__SUPPLIED INFORMATION__
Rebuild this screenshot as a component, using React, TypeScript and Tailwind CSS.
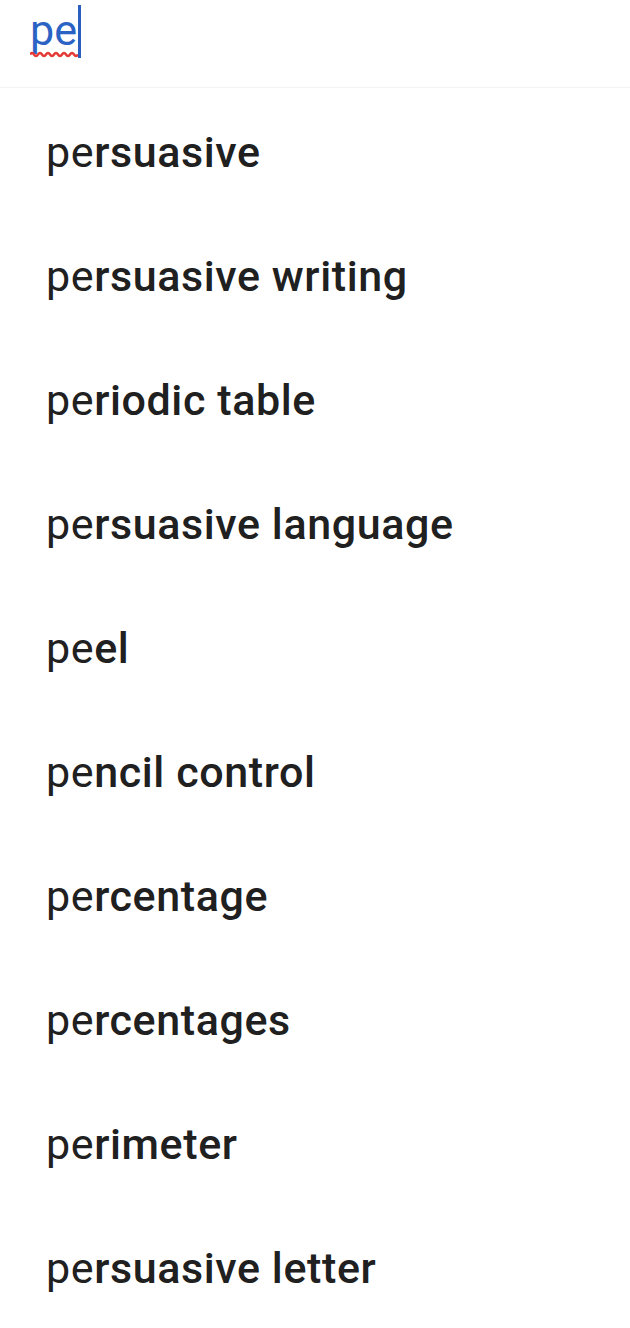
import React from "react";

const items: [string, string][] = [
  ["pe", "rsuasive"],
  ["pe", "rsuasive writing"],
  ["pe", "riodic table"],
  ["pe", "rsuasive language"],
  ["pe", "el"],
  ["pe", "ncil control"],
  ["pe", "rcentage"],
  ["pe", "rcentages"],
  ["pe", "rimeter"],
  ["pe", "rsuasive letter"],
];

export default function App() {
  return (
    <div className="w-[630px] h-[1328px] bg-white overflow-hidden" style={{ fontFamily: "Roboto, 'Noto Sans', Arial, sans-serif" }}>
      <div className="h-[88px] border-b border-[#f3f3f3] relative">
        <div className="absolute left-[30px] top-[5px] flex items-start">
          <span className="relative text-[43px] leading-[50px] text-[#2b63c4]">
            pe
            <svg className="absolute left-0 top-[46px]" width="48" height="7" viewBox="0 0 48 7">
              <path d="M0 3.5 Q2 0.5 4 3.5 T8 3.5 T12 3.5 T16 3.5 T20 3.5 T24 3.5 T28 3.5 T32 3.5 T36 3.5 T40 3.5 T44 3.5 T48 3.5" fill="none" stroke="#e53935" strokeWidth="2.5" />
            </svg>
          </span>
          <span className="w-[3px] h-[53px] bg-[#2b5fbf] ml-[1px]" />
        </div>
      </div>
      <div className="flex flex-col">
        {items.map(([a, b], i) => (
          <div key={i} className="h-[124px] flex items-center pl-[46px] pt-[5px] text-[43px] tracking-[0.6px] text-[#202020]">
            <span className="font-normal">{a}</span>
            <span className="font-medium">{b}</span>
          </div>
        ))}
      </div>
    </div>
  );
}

__DIRECTIONS FOR THIS TASK__
Leave out the pictures and give the listing above again exactly.

__EXERCISE OUTPUT__
Rebuild this screenshot as a component, using React, TypeScript and Tailwind CSS.
import React from "react";

const items: [string, string][] = [
  ["pe", "rsuasive"],
  ["pe", "rsuasive writing"],
  ["pe", "riodic table"],
  ["pe", "rsuasive language"],
  ["pe", "el"],
  ["pe", "ncil control"],
  ["pe", "rcentage"],
  ["pe", "rcentages"],
  ["pe", "rimeter"],
  ["pe", "rsuasive letter"],
];

export default function App() {
  return (
    <div className="w-[630px] h-[1328px] bg-white overflow-hidden" style={{ fontFamily: "Roboto, 'Noto Sans', Arial, sans-serif" }}>
      <div className="h-[88px] border-b border-[#f3f3f3] relative">
        <div className="absolute left-[30px] top-[5px] flex items-start">
          <span className="relative text-[43px] leading-[50px] text-[#2b63c4]">
            pe
            <svg className="absolute left-0 top-[46px]" width="48" height="7" viewBox="0 0 48 7">
              <path d="M0 3.5 Q2 0.5 4 3.5 T8 3.5 T12 3.5 T16 3.5 T20 3.5 T24 3.5 T28 3.5 T32 3.5 T36 3.5 T40 3.5 T44 3.5 T48 3.5" fill="none" stroke="#e53935" strokeWidth="2.5" />
            </svg>
          </span>
          <span className="w-[3px] h-[53px] bg-[#2b5fbf] ml-[1px]" />
        </div>
      </div>
      <div className="flex flex-col">
        {items.map(([a, b], i) => (
          <div key={i} className="h-[124px] flex items-center pl-[46px] pt-[5px] text-[43px] tracking-[0.6px] text-[#202020]">
            <span className="font-normal">{a}</span>
            <span className="font-medium">{b}</span>
          </div>
        ))}
      </div>
    </div>
  );
}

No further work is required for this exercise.